Environment: International environmental agreements and customary law principles address transboundary issues like climate change, air and water pollution, and endangered species conservation, all with direct and indirect consequences for the U.S. environment and economy.
Travel and Communication: A vast web of treaties and customary law rules governs international aviation (safety standards, air routes), shipping (navigation rights, maritime safety), postal services, and telecommunications (satellite orbits, radio frequencies). These rules make international travel, commerce, and communication possible, predictable, and relatively safe.
National Security and Diplomacy: International law concerning use of force (found in the UN Charter and customary law), arms control, and diplomatic and consular relations are central to U.S. national security strategy and foreign policy conduct.
Understanding America’s Role in the World
A basic understanding of customary international law and treaty law provides citizens with essential tools to comprehend how the United States engages with the rest of the world. It helps in evaluating the nation’s international commitments, its adherence to global norms, and the legal frameworks that underpin its foreign relations.

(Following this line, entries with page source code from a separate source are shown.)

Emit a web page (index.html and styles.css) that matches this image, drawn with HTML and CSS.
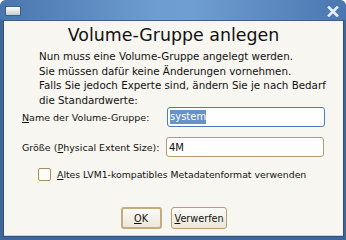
FILE: index.html
```html
<!DOCTYPE html>
<html>
<head>
<meta charset="utf-8">
<link rel="stylesheet" href="styles.css">
</head>
<body>
<div class="window">
  <div class="titlebar">
    <div class="winicon"></div>
    <svg class="close" width="12" height="11" viewBox="0 0 12 11">
      <path d="M2 1.5 L10 9.5 M10 1.5 L2 9.5" stroke="#e6eef8" stroke-width="2.6" stroke-linecap="square"/>
    </svg>
  </div>
  <div class="content">
    <h1 class="heading">Volume-Gruppe anlegen</h1>
    <p class="intro">Nun muss eine Volume-Gruppe angelegt werden.<br>Sie müssen dafür keine Änderungen vornehmen.<br>Falls Sie jedoch Experte sind, ändern Sie je nach Bedarf<br>die Standardwerte:</p>
    <div class="form">
      <label class="label"><u>N</u>ame der Volume-Gruppe:</label>
      <div class="entry focused"><span class="sel">system</span></div>
      <label class="label">Größe (<u>P</u>hysical Extent Size):</label>
      <div class="entry">4M</div>
    </div>
    <div class="check-row">
      <span class="checkbox"></span>
      <span class="check-label"><u>A</u>ltes LVM1-kompatibles Metadatenformat verwenden</span>
    </div>
    <div class="buttons">
      <button class="btn default"><u>O</u>K</button>
      <button class="btn"><u>V</u>erwerfen</button>
    </div>
  </div>
</div>
</body>
</html>
```
FILE: styles.css
```css
html, body {
  margin: 0;
  padding: 0;
  background: #ffffff;
}
.window {
  width: 346px;
  height: 240px;
  box-sizing: border-box;
  display: flex;
  flex-direction: column;
  background: #3f6799;
  border-radius: 6px 6px 0 0;
  font-family: "DejaVu Sans", sans-serif;
  color: #111111;
  overflow: hidden;
}
.titlebar {
  height: 20px;
  flex: none;
  display: flex;
  align-items: center;
  justify-content: space-between;
  padding: 0 7px 0 5px;
  background: linear-gradient(to right, #4a76ae 0%, #6d9dd1 45%, #6f9ed2 55%, #4b77b0 100%);
  border-radius: 6px 6px 0 0;
}
.winicon {
  width: 14px;
  height: 8px;
  margin-top: 2px;
  border: 1px solid #3d5f8c;
  background: linear-gradient(to bottom, #ffffff, #c9ccd0);
}
.close {
  margin-top: 2px;
}
.content {
  flex: 1;
  margin: 0 2px 3px 3px;
  background: #f8f6f0;
  border: 1px solid #2f517d;
  border-top-color: #3a5f8f;
  box-shadow: inset 0 -1px 0 #c9d4e2;
  display: flex;
  flex-direction: column;
}
.heading {
  margin: 3px 0 0 0;
  font-size: 17.4px;
  font-weight: normal;
  text-align: center;
  line-height: 22px;
}
.intro {
  margin: 3px 0 0 35px;
  font-size: 10.3px;
  line-height: 14.5px;
}
.form {
  display: grid;
  grid-template-columns: 144px 158px;
  grid-auto-rows: 20px;
  row-gap: 10px;
  margin: 0 0 0 18px;
  align-items: center;
}
.label {
  font-size: 9.5px;
  white-space: nowrap;
}
.entry {
  height: 20px;
  box-sizing: border-box;
  border: 1px solid #b39d70;
  border-radius: 3px;
  background: #ffffff;
  font-size: 10px;
  padding: 0 2px;
  display: flex;
  align-items: center;
}
.entry.focused {
  border-color: #4f7cb8;
  margin-left: 1px;
  margin-right: -1px;
}
.sel {
  background: #6891c8;
  color: #ffffff;
  line-height: 14px;
}
.check-row {
  display: flex;
  align-items: center;
  height: 14px;
  margin: 10px 0 0 34px;
  gap: 6px;
}
.checkbox {
  width: 11px;
  height: 11px;
  border: 1px solid #a48f62;
  border-radius: 2px;
  background: #fdfcf9;
}
.check-label {
  font-size: 9.3px;
}
.buttons {
  display: flex;
  justify-content: center;
  gap: 9px;
  margin-top: 26px;
  padding-left: 0;
}
.btn {
  font-family: "DejaVu Sans", sans-serif;
  font-size: 9.7px;
  color: #111111;
  height: 22px;
  box-sizing: border-box;
  border: 1px solid #b49e72;
  border-radius: 3px;
  background: linear-gradient(to bottom, #fbfaf6, #ece7da);
  padding: 0 3px;
  width: 56px;
}
.btn.default {
  width: 41px;
  border: 2px solid #c3ad7d;
}
```
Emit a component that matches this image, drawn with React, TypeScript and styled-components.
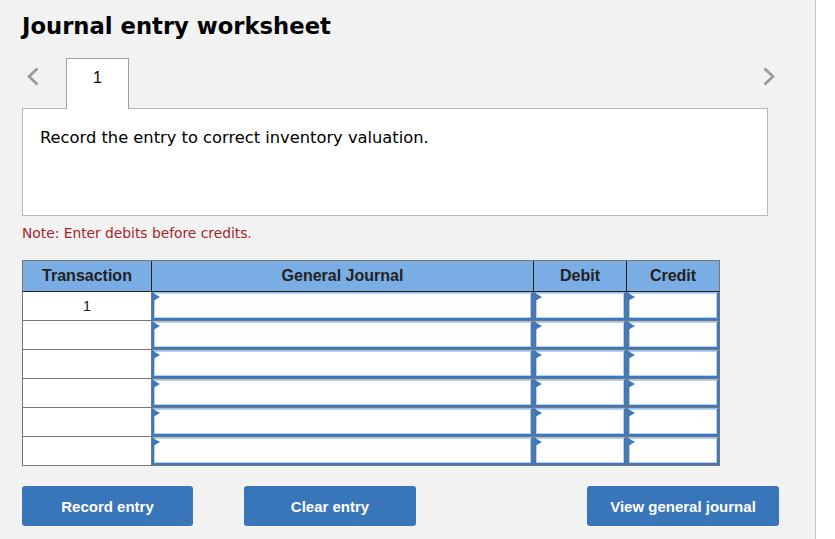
import React from "react";
import styled, { createGlobalStyle } from "styled-components";

const Global = createGlobalStyle`
  html, body { margin: 0; padding: 0; background: #ffffff; }
  * { box-sizing: border-box; }
`;

const Panel = styled.div`
  width: 816px;
  min-height: 539px;
  background: #f2f2f2;
  border-right: 1px solid #c4c4c4;
  padding: 12px 0 0 22px;
  font-family: "DejaVu Sans", Verdana, sans-serif;
`;

const Title = styled.h1`
  margin: 0;
  font-size: 22.7px;
  line-height: 28px;
  font-weight: bold;
  color: #000;
`;

const TabRow = styled.div`
  display: flex;
  align-items: flex-start;
  width: 758px;
  height: 50px;
  margin-top: 18px;
`;

const Chevron = styled.svg<{ $side: "left" | "right" }>`
  width: 12px;
  height: 19px;
  margin-top: 9px;
  flex: none;
  ${(p) => (p.$side === "left" ? "margin-left: 5px;" : "margin-left: auto; margin-right: 5px;")}
`;

const Tab = styled.div`
  position: relative;
  z-index: 1;
  width: 63px;
  height: 51px;
  margin-left: 27px;
  background: #fff;
  border: 1px solid #a0a0a0;
  border-bottom: none;
  display: flex;
  justify-content: center;
  padding-top: 10px;
  font-family: "Liberation Sans", Arial, sans-serif;
  font-size: 16px;
  line-height: 18px;
  color: #000;
`;

const Question = styled.div`
  width: 746px;
  height: 108px;
  background: #fff;
  border: 1px solid #b8b8b8;
  padding: 19px 17px;
  font-size: 16.3px;
  line-height: 20px;
  color: #000;
`;

const Note = styled.div`
  margin-top: 8px;
  font-size: 13.8px;
  line-height: 18px;
  color: #a3262b;
`;

const Grid = styled.div`
  margin-top: 18px;
  display: grid;
  grid-template-columns: 129px 382px 93px 93px;
  grid-template-rows: 31px;
  grid-auto-rows: 29px;
  width: 698px;
  border-top: 1px solid #777;
  border-left: 1px solid #777;
  font-family: "Liberation Sans", Arial, sans-serif;
`;

const HeadCell = styled.div<{ $last?: boolean }>`
  background: #79ade4;
  border-right: 1px solid ${(p) => (p.$last ? "#777" : "#222")};
  border-bottom: 1px solid #222;
  display: flex;
  align-items: center;
  justify-content: center;
  font-weight: bold;
  font-size: 16px;
  color: #222;
  padding-bottom: 1px;
`;

const TxCell = styled.div`
  background: #fff;
  border-right: 1px solid #777;
  border-bottom: 1px solid #777;
  display: flex;
  justify-content: center;
  padding-top: 5px;
  font-size: 15px;
  line-height: 18px;
  color: #222;
`;

const InputCell = styled.div`
  position: relative;
  border-right: 1px solid #777;
  border-bottom: 1px solid #777;
  background: #fff;
`;

const Field = styled.div`
  width: 100%;
  height: 100%;
  border: 2px solid #3b78c0;
  border-top: 1px solid #9fc1ea;
  box-shadow: inset 0 0 0 1px #b6d0f0;
  background: #fff;
`;

const Flag = styled.span`
  position: absolute;
  left: 1px;
  top: 1px;
  width: 0;
  height: 0;
  border-top: 4px solid transparent;
  border-bottom: 4px solid transparent;
  border-left: 7px solid #3b78c0;
`;

const Buttons = styled.div`
  display: flex;
  width: 757px;
  margin-top: 20px;
  gap: 51px;
`;

const Button = styled.button<{ $w: number; $push?: boolean }>`
  width: ${(p) => p.$w}px;
  height: 40px;
  border: none;
  border-radius: 3px;
  background: #3975b9;
  color: #fff;
  font-family: "Liberation Sans", Arial, sans-serif;
  font-weight: bold;
  font-size: 15px;
  cursor: pointer;
  ${(p) => (p.$push ? "margin-left: auto;" : "")}
`;

const ChevronIcon = ({ side }: { side: "left" | "right" }) => (
  <Chevron $side={side} viewBox="0 0 12 19">
    <polyline
      points={side === "left" ? "10.5,1.5 2,9.5 10.5,17.5" : "1.5,1.5 10,9.5 1.5,17.5"}
      fill="none"
      stroke="#9a9a9a"
      strokeWidth="2.8"
    />
  </Chevron>
);

const rows = ["1", "", "", "", "", ""];

export default function App() {
  return (
    <>
      <Global />
      <Panel>
        <Title>Journal entry worksheet</Title>
        <TabRow>
          <ChevronIcon side="left" />
          <Tab>1</Tab>
          <ChevronIcon side="right" />
        </TabRow>
        <Question>Record the entry to correct inventory valuation.</Question>
        <Note>Note: Enter debits before credits.</Note>
        <Grid>
          <HeadCell>Transaction</HeadCell>
          <HeadCell>General Journal</HeadCell>
          <HeadCell>Debit</HeadCell>
          <HeadCell $last>Credit</HeadCell>
          {rows.map((r, i) => (
            <React.Fragment key={i}>
              <TxCell>{r}</TxCell>
              {[0, 1, 2].map((c) => (
                <InputCell key={c}>
                  <Field />
                  <Flag />
                </InputCell>
              ))}
            </React.Fragment>
          ))}
        </Grid>
        <Buttons>
          <Button $w={171}>Record entry</Button>
          <Button $w={172}>Clear entry</Button>
          <Button $w={192} $push>View general journal</Button>
        </Buttons>
      </Panel>
    </>
  );
}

This knowledge empowers citizens to participate more meaningfully in discussions about U.S. foreign policy and its global responsibilities.
Where to Learn More
For those interested in deeper exploration:
- U.S. Department of State (Office of Treaty Affairs) offers information on treaties to which the U.S. is party, including texts and status updates
- Congress.gov provides legislative information for treaties submitted to the U.S. Senate, including committee reports and Senate actions
- United Nations Treaty Collection is a comprehensive database of multilateral treaties deposited with the UN Secretary-General
International law may seem distant from daily American life, but it forms the invisible foundation for much of what makes modern global society function. From the morning coffee imported under trade agreements to the diplomatic immunity protecting American diplomats abroad, these written and unwritten rules shape the world we navigate every day.